Sonderkündigungsschutz für Schwangere – nachträgliche Klagezulassung bei Schwangerschafts-Schnelltests
Grundsätzlich muss sich jeder Gekündigte binnen drei Wochen nach Zugang der Kündigung beim Arbeitsgericht melden und Kündigungsschutzklage einreichen, wenn er sich gegen eine Kündigung wehren möchte – ansonsten wird die Kündigung wirksam, vergl. §§ 4,7 KSchG. Nur in Ausnahmefällen kann eine Kündigungsschutzklage nachträglich zugelassen werden, wenn der Arbeitnehmer trotz Anwendung aller ihm nach Lage der Umstände zumutbaren Sorgfalt verhindert war, die Klage rechtzeitig einzureichen, vergl. § 5 KSchG.
Mit einer besonderen Fallkonstellation einer gekündigten Schwangeren hat sich jetzt das BAG mit Urteil vom 03.04.2025 – 2 AZR 156/24 – beschäftigt.
Was war passiert?
Die Klägerin war bei der Beklagten beschäftigt, die das Arbeitsverhältnis fristgemäß zum 30.06.2022 kündigte. Das Kündigungsschreiben ging der Klägerin am 14.05.2022 zu. Am 29.05.2022 führte die Klägerin mit einem in der Drogerie gekauften Schwangerschafts-Schnelltest einen Schwangerschaftstest durch, der ein positives Ergebnis hatte. Sie bemühte sich sofort um einen Termin beim Frauenarzt, den sie aber erst für den 17.06.2022 erhielt. Am 13.06.2022, also nach Ablauf der oben genannten 3-Wochen-Frist, hat die Klägerin eine Kündigungsschutzklage anhängig gemacht und deren nachträgliche Zulassung beantragt. Am 23.06.2022 reichte sie ein ärztliches Zeugnis beim Arbeitsgericht ein, das eine bei ihr am 17.06.2022 festgestellte Schwangerschaft in der „ca. 7 + 1 Schwangerschaftswoche“ bestätigte. Im Mutterpass wurde als voraussichtlicher Geburtstermin der 02.02.2023 ausgewiesen. Danach hatte die Schwangerschaft am 28.04.2022 begonnen (Rückrechnung vom mutmaßlichen Tag der Entbindung um 280 Tage). Die Klägerin hat gemeint, die Kündigungsschutzklage sei gemäß § 5 Abs. 1 S. 2 KSchG nachträglich zuzulassen. Die Beklagte vertrat die Rechtsauffassung, diese Vorschrift sei nicht einschlägig. Die Klägerin habe bereits durch den positiven Schnelltest am 29.05.2022 und damit binnen der sogenannten 3-Wochen-Frist sichere Kenntnis von ihrer Schwangerschaft gehabt. Sowohl das Arbeitsgericht als auch das Landesarbeitsgericht gaben der Klägerin recht und haben der Kündigungsschutzklage stattgegeben.

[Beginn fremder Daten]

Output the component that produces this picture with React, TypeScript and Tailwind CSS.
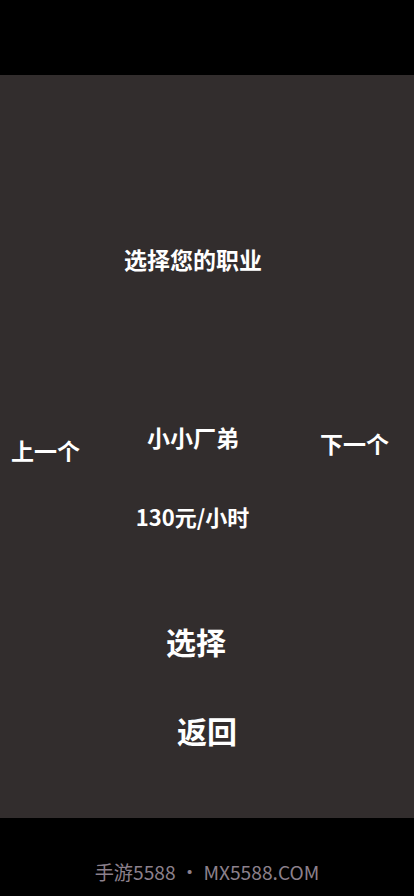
import React from "react";

const cjk = { fontFamily: '"Noto Sans CJK SC", "Noto Sans", sans-serif' };

export default function App() {
  return (
    <div className="w-[414px] h-[896px] bg-black flex flex-col overflow-hidden" style={cjk}>
      <div className="h-[75px] bg-black shrink-0" />
      <div className="h-[743px] bg-[#322d2d] shrink-0 flex flex-col text-white font-bold">
        <div className="mt-[173px] flex justify-center pr-[28px] text-[23px] leading-[23px]">选择您的职业</div>
        <div className="mt-[155px] flex items-start pl-[11px] text-[23px] leading-[23px]">
          <div className="mt-[13px] w-[69px]">上一个</div>
          <div className="ml-[67px] w-[92px]">小小厂弟</div>
          <div className="mt-[6px] ml-[81px]">下一个</div>
        </div>
        <div className="mt-[43px] flex justify-center pr-[29px] text-[22px] leading-[22px]">130元/小时</div>
        <div className="mt-[99px] flex justify-center pr-[22px] text-[30px] leading-[30px]">选择</div>
        <div className="mt-[59px] flex justify-center text-[30px] leading-[30px]">返回</div>
      </div>
      <div className="flex-1 bg-black flex justify-center pt-[44px]">
        <div className="text-[19.2px] leading-[20px] text-[#8c808c]">手游5588 • MX5588.COM</div>
      </div>
    </div>
  );
}
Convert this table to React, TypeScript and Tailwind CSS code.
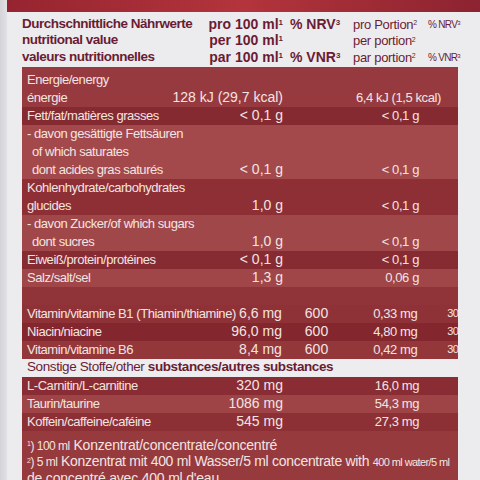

Die Revision der Beklagten hatte vor dem BAG keinen Erfolg. Die ausgesprochene Kündigung sei wegen Verstoßes gegen das Kündigungsverbot aus § 17 Abs. 1 Nr. 1 MuSchG unwirksam. Das Gegenteil werde nicht aus § 7 HS 1 KSchG fingiert. Zwar habe die Klägerin mit der Klagerhebung am 13.06.2022 die am 07.06.2022 abgelaufene Klagefrist nicht gewahrt. Diese Frist sei zwar mit dem Zugang des Kündigungsschreibens angelaufen. Der Fristbeginn richte sich jedoch nicht nach § 4 S. 4 KSchG, denn die Beklagte hatte im Kündigungszeitpunkt keine Kenntnis von der seinerzeit bereits bestandenen Schwangerschaft der Klägerin. Die verspätet erhobene Klage sei jedoch gemäß § 5 Abs. 1 S. 2 KSchG nachträglich zuzulassen. Die Klägerin habe aus einem von ihr nicht zu vertretenden Grund erst mit der frühestmöglichen frauenärztlichen Untersuchung am 17.06.2022 positive Kenntnis davon gehabt, dass sie bei Zugang der Kündigung am 14.05.2022 schwanger gewesen sei. Der zuvor durchgeführte Schwangerschafts-Schnelltest vom 29.05.22 habe ihr diese Kenntnis nicht vermitteln können, urteilten die BAG-Richter auch in letzter Instanz.